> Task prompt: Repeat the full listing below verbatim and keep the images out.

> Dataset excerpt:
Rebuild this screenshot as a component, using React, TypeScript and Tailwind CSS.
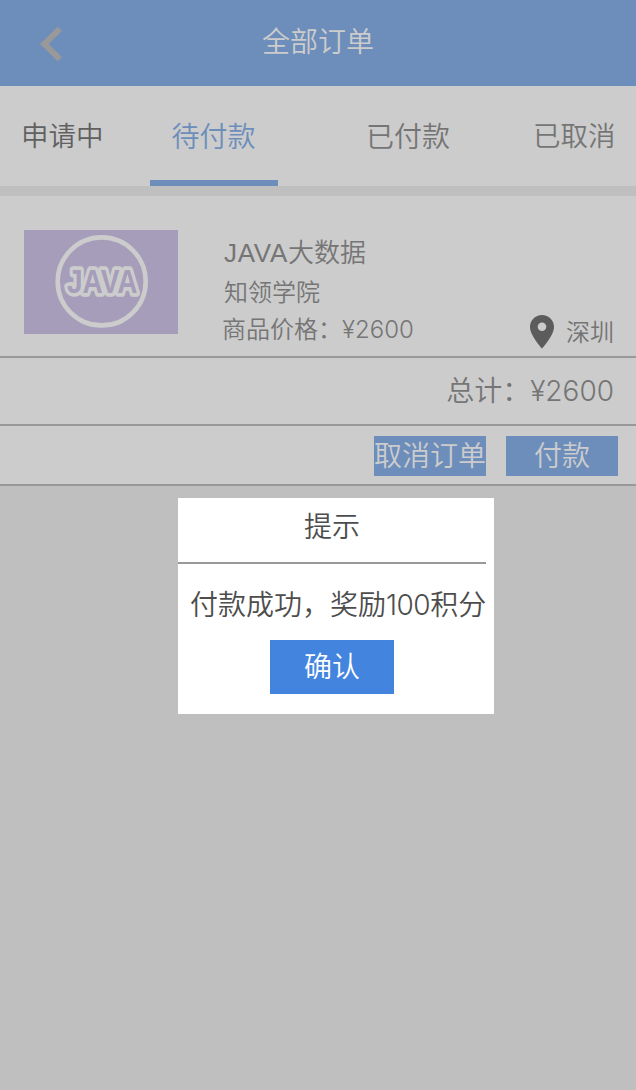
import type { ReactNode } from "react";

const cjk = "font-['Noto_Sans_CJK_SC',sans-serif]";

function Latin({ children, className = "" }: { children: ReactNode; className?: string }) {
  return <span className={`font-['Inter','Noto_Sans_CJK_SC',sans-serif] font-[350] ${className}`}>{children}</span>;
}

function Header() {
  return (
    <header className="grid h-[86px] grid-cols-[262px_1fr] bg-[#6d8ebb]">
      <svg className="mt-[26px] ml-10 h-9 w-6" viewBox="0 0 24 36" fill="none">
        <path d="M19.8 2.8 L4.2 18 L19.8 33.2" stroke="#999" strokeWidth="6" />
      </svg>
      <h1 className="mt-[20px] text-[28px] leading-[41px] text-[#ccc]">全部订单</h1>
    </header>
  );
}

function Tabs() {
  return (
    <nav className="flex h-[110px] border-b-10 border-[#bfbfbf] text-[28px] leading-10 text-[#757575]">
      <div className="w-[150px] pt-[28px] pl-[21px] text-[27.5px] text-[#606060]">申请中</div>
      <div className="w-32 border-b-6 border-[#6d8ebb] pt-[29px] pl-[21.5px] text-[#6d8ebb]">待付款</div>
      <div className="w-[255px] pt-[29px] pl-[88px]">已付款</div>
      <div className="pt-[28px] text-[27.5px]">已取消</div>
    </nav>
  );
}

function CourseCover() {
  return (
    <svg className="mt-[34px] h-[104px] w-[154px] shrink-0 bg-[#a59dba]" viewBox="0 0 154 104">
      <circle cx="77.7" cy="51.4" r="44" fill="none" stroke="#ccc" strokeWidth="4.6" />
      <text
        x="43"
        y="62.5"
        textLength="70.5"
        lengthAdjust="spacingAndGlyphs"
        className="fill-[#a59dba] stroke-[#ccc] font-['Liberation_Sans',sans-serif] text-[33px] font-bold [paint-order:stroke]"
        strokeWidth="7.5"
        strokeLinejoin="round"
      >
        JAVA
      </text>
    </svg>
  );
}

function PinIcon() {
  return (
    <svg className="h-[34px] w-6" viewBox="0 0 24 34">
      <path
        fillRule="evenodd"
        d="M12 0C5.3 0 0 5.2 0 11.9 0 20.5 12 33.5 12 33.5S24 20.5 24 11.9C24 5.2 18.7 0 12 0Zm0 16.1a4.3 4.3 0 1 1 0-8.6 4.3 4.3 0 0 1 0 8.6Z"
        fill="#5c5c5c"
      />
    </svg>
  );
}

function Order() {
  return (
    <section className="text-[#757575]">
      <div className="flex h-[162px] border-b-2 border-[#999] pl-6">
        <CourseCover />
        <div className="ml-11 flex-1 pt-[35px] text-2xl">
          <div className="pl-[2px] text-[26px] leading-[39px]">
            <span className="font-['Liberation_Sans',sans-serif] tracking-[0.7px]">JAVA</span>大数据
          </div>
          <div className="-mt-0.5 pl-[2px] leading-[39px]">知领学院</div>
          <div className="flex leading-9">
            <div className="w-[308px]">商品价格：<Latin>¥2600</Latin></div>
            <div className="pt-[5px]"><PinIcon /></div>
            <div className="pt-px pl-3 leading-10">深圳</div>
          </div>
        </div>
      </div>
      <div className="flex h-[68px] justify-end border-b-2 border-[#999] pt-[11px] pr-[22px] text-[28px] leading-10">
        <span>总计：<Latin>¥2600</Latin></span>
      </div>
      <div className="flex h-[60px] justify-end gap-5 border-b-2 border-[#999] pt-[10px] pr-[18px] text-[28px] text-[#ccc]">
        <button className="h-10 w-28 bg-[#6d8ebb] pb-[3px] text-center leading-[37px]">取消订单</button>
        <button className="h-10 w-28 bg-[#6d8ebb] pb-[3px] text-center leading-[37px]">付款</button>
      </div>
    </section>
  );
}

function Dialog() {
  return (
    <div role="dialog" className="absolute top-[498px] left-[178px] h-[216px] w-[316px] bg-white text-[28px] text-[#4d4d4d]">
      <h2 className="h-[66px] w-[308px] border-b-2 border-[#999] pt-[7px] text-center leading-10">提示</h2>
      <p className="mt-[19px] pl-3 leading-10 whitespace-nowrap">付款成功，奖励<Latin className="tracking-[-0.5px]">100</Latin>积分</p>
      <button className="mt-[15px] ml-[92px] block h-[54px] w-31 bg-[#4384df] pb-[5px] text-center text-white">确认</button>
    </div>
  );
}

export default function App() {
  return (
    <div className={`relative h-[1090px] w-[636px] overflow-hidden bg-[#bfbfbf] font-[350] ${cjk}`}>
      <main className="bg-[#ccc]">
        <Header />
        <Tabs />
        <Order />
      </main>
      <Dialog />
    </div>
  );
}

> Expected answer:
Rebuild this screenshot as a component, using React, TypeScript and Tailwind CSS.
import type { ReactNode } from "react";

const cjk = "font-['Noto_Sans_CJK_SC',sans-serif]";

function Latin({ children, className = "" }: { children: ReactNode; className?: string }) {
  return <span className={`font-['Inter','Noto_Sans_CJK_SC',sans-serif] font-[350] ${className}`}>{children}</span>;
}

function Header() {
  return (
    <header className="grid h-[86px] grid-cols-[262px_1fr] bg-[#6d8ebb]">
      <svg className="mt-[26px] ml-10 h-9 w-6" viewBox="0 0 24 36" fill="none">
        <path d="M19.8 2.8 L4.2 18 L19.8 33.2" stroke="#999" strokeWidth="6" />
      </svg>
      <h1 className="mt-[20px] text-[28px] leading-[41px] text-[#ccc]">全部订单</h1>
    </header>
  );
}

function Tabs() {
  return (
    <nav className="flex h-[110px] border-b-10 border-[#bfbfbf] text-[28px] leading-10 text-[#757575]">
      <div className="w-[150px] pt-[28px] pl-[21px] text-[27.5px] text-[#606060]">申请中</div>
      <div className="w-32 border-b-6 border-[#6d8ebb] pt-[29px] pl-[21.5px] text-[#6d8ebb]">待付款</div>
      <div className="w-[255px] pt-[29px] pl-[88px]">已付款</div>
      <div className="pt-[28px] text-[27.5px]">已取消</div>
    </nav>
  );
}

function CourseCover() {
  return (
    <svg className="mt-[34px] h-[104px] w-[154px] shrink-0 bg-[#a59dba]" viewBox="0 0 154 104">
      <circle cx="77.7" cy="51.4" r="44" fill="none" stroke="#ccc" strokeWidth="4.6" />
      <text
        x="43"
        y="62.5"
        textLength="70.5"
        lengthAdjust="spacingAndGlyphs"
        className="fill-[#a59dba] stroke-[#ccc] font-['Liberation_Sans',sans-serif] text-[33px] font-bold [paint-order:stroke]"
        strokeWidth="7.5"
        strokeLinejoin="round"
      >
        JAVA
      </text>
    </svg>
  );
}

function PinIcon() {
  return (
    <svg className="h-[34px] w-6" viewBox="0 0 24 34">
      <path
        fillRule="evenodd"
        d="M12 0C5.3 0 0 5.2 0 11.9 0 20.5 12 33.5 12 33.5S24 20.5 24 11.9C24 5.2 18.7 0 12 0Zm0 16.1a4.3 4.3 0 1 1 0-8.6 4.3 4.3 0 0 1 0 8.6Z"
        fill="#5c5c5c"
      />
    </svg>
  );
}

function Order() {
  return (
    <section className="text-[#757575]">
      <div className="flex h-[162px] border-b-2 border-[#999] pl-6">
        <CourseCover />
        <div className="ml-11 flex-1 pt-[35px] text-2xl">
          <div className="pl-[2px] text-[26px] leading-[39px]">
            <span className="font-['Liberation_Sans',sans-serif] tracking-[0.7px]">JAVA</span>大数据
          </div>
          <div className="-mt-0.5 pl-[2px] leading-[39px]">知领学院</div>
          <div className="flex leading-9">
            <div className="w-[308px]">商品价格：<Latin>¥2600</Latin></div>
            <div className="pt-[5px]"><PinIcon /></div>
            <div className="pt-px pl-3 leading-10">深圳</div>
          </div>
        </div>
      </div>
      <div className="flex h-[68px] justify-end border-b-2 border-[#999] pt-[11px] pr-[22px] text-[28px] leading-10">
        <span>总计：<Latin>¥2600</Latin></span>
      </div>
      <div className="flex h-[60px] justify-end gap-5 border-b-2 border-[#999] pt-[10px] pr-[18px] text-[28px] text-[#ccc]">
        <button className="h-10 w-28 bg-[#6d8ebb] pb-[3px] text-center leading-[37px]">取消订单</button>
        <button className="h-10 w-28 bg-[#6d8ebb] pb-[3px] text-center leading-[37px]">付款</button>
      </div>
    </section>
  );
}

function Dialog() {
  return (
    <div role="dialog" className="absolute top-[498px] left-[178px] h-[216px] w-[316px] bg-white text-[28px] text-[#4d4d4d]">
      <h2 className="h-[66px] w-[308px] border-b-2 border-[#999] pt-[7px] text-center leading-10">提示</h2>
      <p className="mt-[19px] pl-3 leading-10 whitespace-nowrap">付款成功，奖励<Latin className="tracking-[-0.5px]">100</Latin>积分</p>
      <button className="mt-[15px] ml-[92px] block h-[54px] w-31 bg-[#4384df] pb-[5px] text-center text-white">确认</button>
    </div>
  );
}

export default function App() {
  return (
    <div className={`relative h-[1090px] w-[636px] overflow-hidden bg-[#bfbfbf] font-[350] ${cjk}`}>
      <main className="bg-[#ccc]">
        <Header />
        <Tabs />
        <Order />
      </main>
      <Dialog />
    </div>
  );
}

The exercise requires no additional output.